There are several useful pointers to this age of anxiety that should help inform better public relations strategies.

  • Every organisation, and every individual, is at risk from breaches of data security. For organisations, it’s a reputational time bomb.
  • While we may welcome the opportunity to work remotely and more flexibly – no one should ignore the always-on pressures of social media and 24/7 communication technology. Individuals and organisations need to rediscover and negotiate their off buttons. 
  • If we only seek to appeal to reason in our communications, we’re missing the biggest lesson of this age (and every age): emotion trumps reason. Business lost the argument over Brexit because a rational appeal over jobs and frictionless trade lost out to an emotional appeal to ‘take back control.’
  • Appeals to naked greed and consumerism will look especially crass in this age of anxiety.
  • How do we respond to misinformation and fake news?

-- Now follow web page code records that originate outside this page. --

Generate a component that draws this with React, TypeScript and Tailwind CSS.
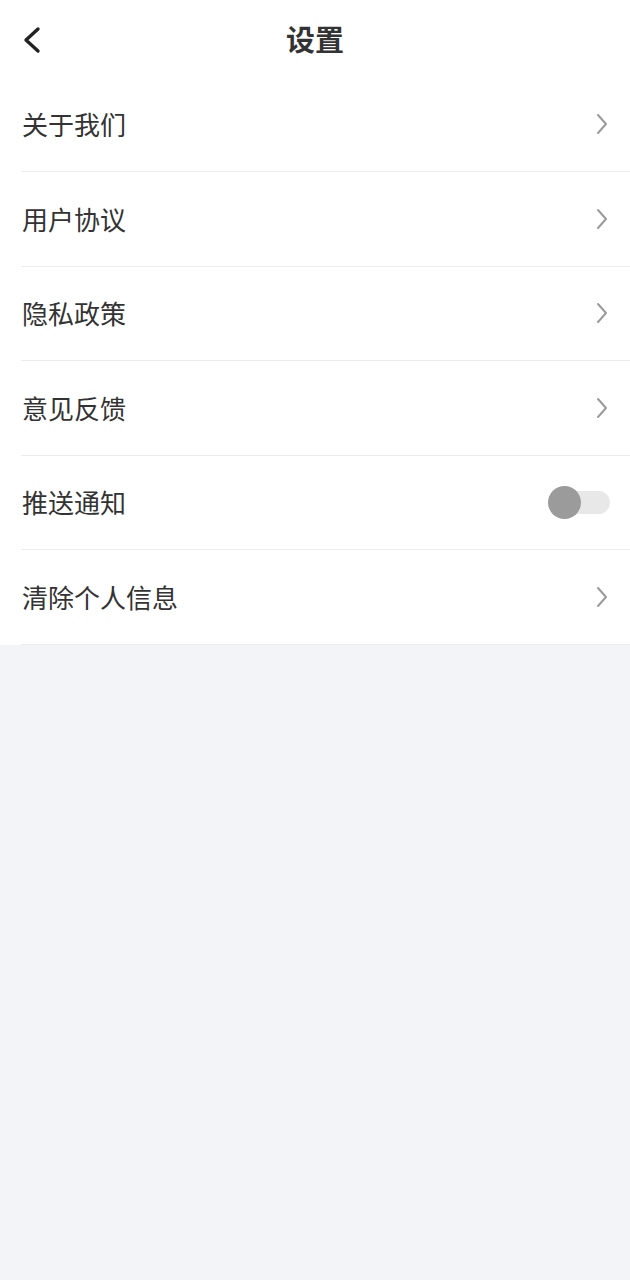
import React from "react"

const font = { fontFamily: '"Noto Sans CJK SC", "Noto Sans", sans-serif' }

// 设置页的列表项
const items = [
  { label: "关于我们", type: "link" },
  { label: "用户协议", type: "link" },
  { label: "隐私政策", type: "link" },
  { label: "意见反馈", type: "link" },
  { label: "推送通知", type: "switch" },
  { label: "清除个人信息", type: "link" },
]

const ChevronRight = () => (
  <svg width="14" height="22" viewBox="0 0 14 22" fill="none">
    <path d="M3 2 L11 11 L3 20" stroke="#9a9a9a" strokeWidth="2" strokeLinecap="round" strokeLinejoin="round" />
  </svg>
)

const Toggle = () => (
  <div className="relative w-[62px] h-[33px] flex items-center">
    <div className="w-full h-[23px] rounded-full bg-[#e8e8e8]" />
    <div className="absolute left-0 top-0 w-[33px] h-[33px] rounded-full bg-[#9b9b9b]" />
  </div>
)

export default function App() {
  return (
    <div className="min-h-[1280px] bg-[#f3f4f8] text-[#333]" style={font}>
      <div className="bg-white">
        {/* 顶部导航 */}
        <div className="relative h-[77.5px] flex items-center justify-center">
          <button className="absolute left-[18px] top-[22px] p-1">
            <svg width="20" height="28" viewBox="0 0 20 28" fill="none">
              <path d="M16 3 L4 14 L16 25" stroke="#222" strokeWidth="3.4" strokeLinecap="round" strokeLinejoin="round" />
            </svg>
          </button>
          <h1 className="text-[29px] font-bold text-[#333] leading-none">设置</h1>
        </div>

        <div className="pl-[21px]">
          {items.map((item) => (
            <div
              key={item.label}
              className="h-[94.5px] flex items-center justify-between border-b border-[#ececec] pr-[20px]"
            >
              <span className="text-[26px] leading-none text-[#333] pl-px">{item.label}</span>
              {item.type === "switch" ? (
                <Toggle />
              ) : (
                <div className="pr-[1px]">
                  <ChevronRight />
                </div>
              )}
            </div>
          ))}
        </div>
      </div>
    </div>
  )
}
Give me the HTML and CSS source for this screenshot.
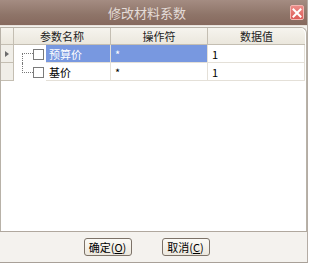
FILE: index.html
```html
<!DOCTYPE html>
<html lang="zh">
<head>
  <meta charset="UTF-8" />
  <title>修改材料系数</title>
  <link rel="stylesheet" href="styles.css">
</head>
<body>
  <div class="window">
    <div class="titlebar">
      <span class="title">修改材料系数</span>
      <span class="close">
        <svg width="10" height="10" viewBox="0 0 10 10"><path d="M1.5 1.5 L8.5 8.5 M8.5 1.5 L1.5 8.5" stroke="#fff" stroke-width="2" stroke-linecap="square"/></svg>
      </span>
    </div>
    <div class="grid">
      <div class="head sel"></div>
      <div class="head">参数名称</div>
      <div class="head">操作符</div>
      <div class="head last">数据值</div>

      <div class="sel"><span class="arrow"></span></div>
      <div class="name first">
        <span class="tree"></span><span class="check"></span><span class="text active">预算价</span>
      </div>
      <div class="cell active">*</div>
      <div class="cell">1</div>

      <div class="sel"></div>
      <div class="name second">
        <span class="tree"></span><span class="check"></span><span class="text">基价</span>
      </div>
      <div class="cell">*</div>
      <div class="cell">1</div>
    </div>
    <div class="footer">
      <button>确定(<u>O</u>)</button>
      <button>取消(<u>C</u>)</button>
    </div>
  </div>
</body>
</html>
```
FILE: styles.css
```css
body {
  margin: 0;
  background: #fff;
  font-family: "Noto Sans CJK SC", "Liberation Sans", sans-serif;
}
.window {
  width: 308px;
  height: 263px;
  background: #f4f2ee;
  display: flex;
  flex-direction: column;
  border-right: 1px solid #b4aca4;
  border-bottom: 1px solid #a8a098;
  box-sizing: border-box;
}
.titlebar {
  height: 25px;
  flex: none;
  display: flex;
  align-items: center;
  background: linear-gradient(#a48c82, #8e7468 60%, #86695e);
  border-bottom: 1px solid #e8e2dc;
}
.title {
  flex: 1;
  text-align: center;
  color: #e4dcd8;
  font-size: 13px;
  padding-left: 4px;
}
.close {
  width: 14px;
  height: 15px;
  margin-right: 3px;
  border-radius: 2px;
  border: 1px solid #f4b4b0;
  background: linear-gradient(#ec8c88, #dc5c58);
  display: flex;
  align-items: center;
  justify-content: center;
  box-sizing: border-box;
}
.grid {
  flex: 1;
  margin-top: 1px;
  background: #fff;
  border: 1px solid #b8b2a8;
  border-top-right-radius: 6px;
  border-bottom: none;
  display: grid;
  grid-template-columns: 13px 97px 97px 97px;
  grid-template-rows: 17px 18px 18px;
  align-content: start;
  font-size: 11px;
  color: #000;
}
.head {
  background: linear-gradient(#f6f4ee, #ebe7dd);
  border-right: 1px solid #c4beb2;
  border-bottom: 1px solid #c4beb2;
  display: flex;
  align-items: center;
  justify-content: center;
  color: #222;
}
.head.last {
  border-right: none;
  border-top-right-radius: 6px;
}
.sel {
  background: #f0eee8;
  border-right: 1px solid #c4beb2;
  border-bottom: 1px solid #c4beb2;
  display: flex;
  align-items: center;
  justify-content: center;
}
.head.sel {
  background: linear-gradient(#f6f4ee, #ebe7dd);
}
.arrow {
  width: 0;
  height: 0;
  border-top: 3px solid transparent;
  border-bottom: 3px solid transparent;
  border-left: 4px solid #6c6c6c;
}
.name {
  display: flex;
  align-items: stretch;
  border-right: 1px solid #e4e0d8;
}
.tree {
  width: 10px;
  margin-left: 8px;
  flex: none;
}
.first .tree {
  margin-top: 8px;
  border-top: 1px dotted #777;
  border-left: 1px dotted #777;
}
.second .tree {
  margin-bottom: 8px;
  border-bottom: 1px dotted #777;
  border-left: 1px dotted #777;
}
.check {
  width: 11px;
  height: 11px;
  flex: none;
  align-self: center;
  border: 1px solid #7a7a7a;
  background: #fff;
  box-sizing: border-box;
  margin-right: 2px;
}
.text {
  flex: 1;
  display: flex;
  align-items: center;
  padding-left: 3px;
  border-bottom: 1px solid #e4e0d8;
}
.cell {
  display: flex;
  align-items: center;
  padding-left: 4px;
  border-right: 1px solid #e4e0d8;
  border-bottom: 1px solid #e4e0d8;
}
.active {
  background: #7898e0;
  color: #fff;
}
.cell.active {
  color: #fff;
}
.footer {
  height: 30px;
  flex: none;
  border-top: 1px solid #b0a89e;
  display: flex;
  align-items: center;
  justify-content: center;
  gap: 30px;
  padding-right: 14px;
}
button {
  font-family: inherit;
  font-size: 11px;
  height: 18px;
  width: 48px;
  padding: 0;
  border: 1px solid #7c7268;
  border-radius: 3px;
  background: linear-gradient(#fbfaf6, #ece8de);
  color: #000;
  line-height: 16px;
}
```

We may cling on to our belief in properly-funded news reporting and the pursuit of objective truth, but a generation is already getting its news through social media and smartphone apps and may never acquire the habit of watching the BBC or reading The Guardian.

One final thought. If you find this talk of anxiety and uncertainty concerning, take a moment to imagine its opposite. Why would anyone need public relations advice and support in a static, undynamic world that never changed and never threw up new challenges? It’s because of all this risk and uncertainty that our skills and advice are in demand now and will be in the coming years.

We’re not expected unerringly to predict the future, but we are required to perceive the complexities of any given situation and to point to the best way forward.

How can we do this? Through the application of knowledge (data), through our experience, and through having regard for the ethical principles that require us to look beyond short-term self-interest.

It’s about survival. But that’s what the whole of human history has been about. Perhaps the mistake was to briefly imagine that technology had suspended the rules of evolution and human psychology.